L’Autorité de la concurrence a infligé à Doctolib une amende de 4,6 millions d’euros pour avoir abusé de sa position dominante sur les marchés de la prise de rendez-vous médicaux en ligne et de la téléconsultation. L’entreprise aurait verrouillé le marché en imposant des clauses d’exclusivité à ses abonnés et en rachetant en 2018 son concurrent principal, MonDocteur. Doctolib fera appel de la décision.
Doctolib devra verser au Trésor public un peu plus de 4,6 millions d’euros pour avoir abusé de sa position dominante sur deux marchés : celui de la prise de rendez-vous en ligne (service Doctolib Patient) et celui de la téléconsultation (service Doctolib Téléconsultation). Suivant une plainte déposée en 2019 par Cegedim santé (fournisseur des services Maiia agenda et Maiia téléconsultation), et des saisies menées en 2021 dans les locaux de Doctolib, l’Autorité de la concurrence estime que, sur ces deux marchés, la start-up a fait disparaître la concurrence par des pratiques abusives. Ce positionnement lui a permis de devenir ce qu’elle représente aujourd’hui : 80 millions d’utilisateurs en Europe, 50 millions en France dont 400 000 professionnels de santé, et un chiffre d’affaires de 438 millions d’euros.
Sur le marché des rendez-vous médicaux en ligne, Doctolib était en position dominante dès 2017, renforcée par la gestion des rendez-vous de la campagne de vaccination contre le Covid-19. « Que ce soit ses parts de marché, son nombre de clients ou ses chiffres d’affaires, ils sont supérieurs à ceux des concurrents de 50 % en 2017 à 90 % ou plus en 2022 », a souligné la vice-présidente, Fabienne Siredey-Garnier. De même pour le marché de la téléconsultation, Doctolib Consultation s’est trouvé, dès le lancement en 2019, en position dominante avec des chiffres supérieurs de 40 % à ceux des concurrents. « La position dominante n’est pas interdite en soi, c’est la responsabilité de l’entreprise de ne pas en abuser », a rappelé le président de l’Autorité de la concurrence, Benoît Coeuré. Mais Doctolib a mis en œuvre des stratégies anticoncurrentielles : obligation pour les médecins souhaitant utiliser le service de téléconsultation de s’abonner au service de prise de rendez-vous, interdiction de recourir à des services concurrents entre 2017 et 2023. Enfin, acquisition de MonDocteur entraînant la bascule de 92 % de ses praticiens vers Doctolib (soit 100 000 professionnels de santé), une opération qualifiée de « prédatrice ».

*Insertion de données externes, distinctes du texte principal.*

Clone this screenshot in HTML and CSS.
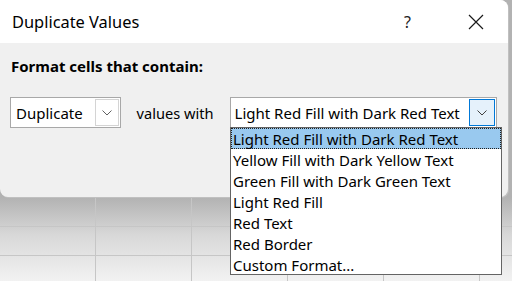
FILE: index.html
```html
<!DOCTYPE html>
<html>
<head>
<meta charset="utf-8">
<link rel="stylesheet" href="styles.css">
</head>
<body>
<div class="sheet">
  <div class="dialog">
    <div class="titlebar">
      <span class="title">Duplicate Values</span>
      <span class="help">?</span>
      <span class="close">
        <svg width="16" height="16" viewBox="0 0 16 16"><path d="M1 1 L15 15 M15 1 L1 15" stroke="#1a1a1a" stroke-width="1.2" fill="none"/></svg>
      </span>
    </div>
    <div class="content">
      <div class="label">Format cells that contain:</div>
      <div class="row">
        <div class="combo combo-small">
          <span class="combo-text">Duplicate</span>
          <span class="btn">
            <svg width="10" height="6" viewBox="0 0 10 6"><path d="M0.5 0.5 L5 5 L9.5 0.5" stroke="#606060" stroke-width="1" fill="none"/></svg>
          </span>
        </div>
        <span class="values">values with</span>
        <div class="combo combo-big">
          <span class="combo-text">Light Red Fill with Dark Red Text</span>
          <span class="btn btn-active">
            <svg width="10" height="6" viewBox="0 0 10 6"><path d="M0.5 0.5 L5 5 L9.5 0.5" stroke="#404040" stroke-width="1" fill="none"/></svg>
          </span>
        </div>
      </div>
    </div>
    <ul class="list">
      <li class="sel">Light Red Fill with Dark Red Text</li>
      <li>Yellow Fill with Dark Yellow Text</li>
      <li>Green Fill with Dark Green Text</li>
      <li>Light Red Fill</li>
      <li>Red Text</li>
      <li>Red Border</li>
      <li>Custom Format...</li>
    </ul>
  </div>
</div>
</body>
</html>
```
FILE: styles.css
```css
html, body {
  margin: 0;
  padding: 0;
}
body {
  width: 512px;
  height: 281px;
  overflow: hidden;
  font-family: "Noto Sans", "Open Sans", sans-serif;
  color: #000;
}
.sheet {
  width: 512px;
  height: 281px;
  background-color: #f4f4f4;
  background-image:
    linear-gradient(to right, transparent 95px, #c6c6c6 95px, #c6c6c6 96px, transparent 96px),
    linear-gradient(to bottom, transparent 226px, #c6c6c6 226px, #c6c6c6 227px, transparent 227px, transparent 255px, #c6c6c6 255px, #c6c6c6 256px, transparent 256px),
    linear-gradient(to bottom, #b2b2b2 197px, #d8d8d8 235px, #f2f2f2 281px);
  background-size: 96px 281px, 512px 281px, 512px 281px;
  background-repeat: repeat-x, no-repeat, no-repeat;
}
.dialog {
  position: relative;
  width: 508px;
  height: 197px;
  background: #f0f0f0;
  border-radius: 0 8px 8px 8px;
  box-shadow: 1px 1px 0 #c0c0c0;
}
.titlebar {
  height: 43px;
  background: #fff;
  border-radius: 0 8px 0 0;
  display: flex;
  align-items: center;
  padding-left: 12px;
}
.title {
  font-size: 16.4px;
  flex: 1;
}
.help {
  font-size: 16px;
  margin-right: 57px;
  color: #222;
}
.close {
  display: flex;
  margin-right: 24px;
}
.content {
  padding: 13px 11px 0 10px;
}
.label {
  font-weight: bold;
  font-size: 15px;
  line-height: 20px;
  margin-left: 1px;
}
.row {
  display: flex;
  align-items: center;
  margin-top: 21px;
  font-size: 15px;
}
.combo {
  box-sizing: border-box;
  height: 31px;
  border: 1px solid #a8a8a8;
  background: #fff;
  display: flex;
  align-items: center;
  padding: 1px 1px 1px 5px;
}
.combo-small {
  width: 112px;
}
.combo-big {
  width: 271px;
  padding-left: 4px;
}
.combo-text {
  flex: 1;
  white-space: nowrap;
}
.btn {
  box-sizing: border-box;
  width: 24px;
  height: 27px;
  border: 1px solid #d4d4d4;
  display: flex;
  align-items: center;
  justify-content: center;
  background: #fff;
}
.btn-active {
  width: 26px;
  border-color: #0078d7;
  background: #e5f1fb;
}
.values {
  white-space: nowrap;
  margin: 0 16px 0 16px;
  font-size: 14.6px;
}
.list {
  position: absolute;
  left: 230px;
  top: 127px;
  width: 272px;
  height: 148px;
  box-sizing: border-box;
  margin: 0;
  padding: 0;
  list-style: none;
  background: #fff;
  border: 1px solid #646464;
  font-size: 15px;
}
.list li {
  height: 21px;
  line-height: 22px;
  padding-left: 2px;
  white-space: nowrap;
  box-sizing: border-box;
}
.list li.sel {
  background: #99c9ef;
  border: 1px dotted #202020;
  padding-left: 1px;
  line-height: 20px;
}
```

La sanction de 4,6 millions d’euros imposée à la société inclut une première : une amende forfaitaire de 50 000 euros pour avoir procédé à cette « acquisition prédatrice » sur le fondement de l’arrêt Towercast.
Doctolib a immédiatement annoncé, au matin du 6 octobre, faire appel de la décision, néanmoins celui-ci n’est pas suspensif. L’entreprise devra s’acquitter de l’amende. « Le montant a été provisionné et il ne sera en aucun cas répercuté sur les abonnements ou le service quotidien » des personnels de santé, assure un porte-parole de la société. L’ancienne start-up conteste la décision sur le fond en se plaçant sur un autre marché que les deux retenus par l’Autorité de la concurrence. « Notre marché est celui des logiciels pour les soignants », commente le porte-parole. Sur ce marché, Doctolib « n’est en aucun cas en position dominante face à ses principaux concurrents européens, dont Cegedim, et n’équipe que 30 % des soignants français (10 % en 2019 au moment du dépôt de la plainte) ». Quant à l’acquisition de MonDocteur en 2018, qui n’équipait que 2 % des personnels de santé au moment du rachat, « c’est une décision d’une banalité absolue dans la vie d’une start-up ».
L’examen de l’appel ne devrait pas avoir lieu avant 2027, voire 2030 si l’entreprise se pourvoit en cassation. Si la décision de l’Autorité de la concurrence n’était pas validée, « le Trésor public rembourserait l’amende avec ses intérêts » à Doctolib.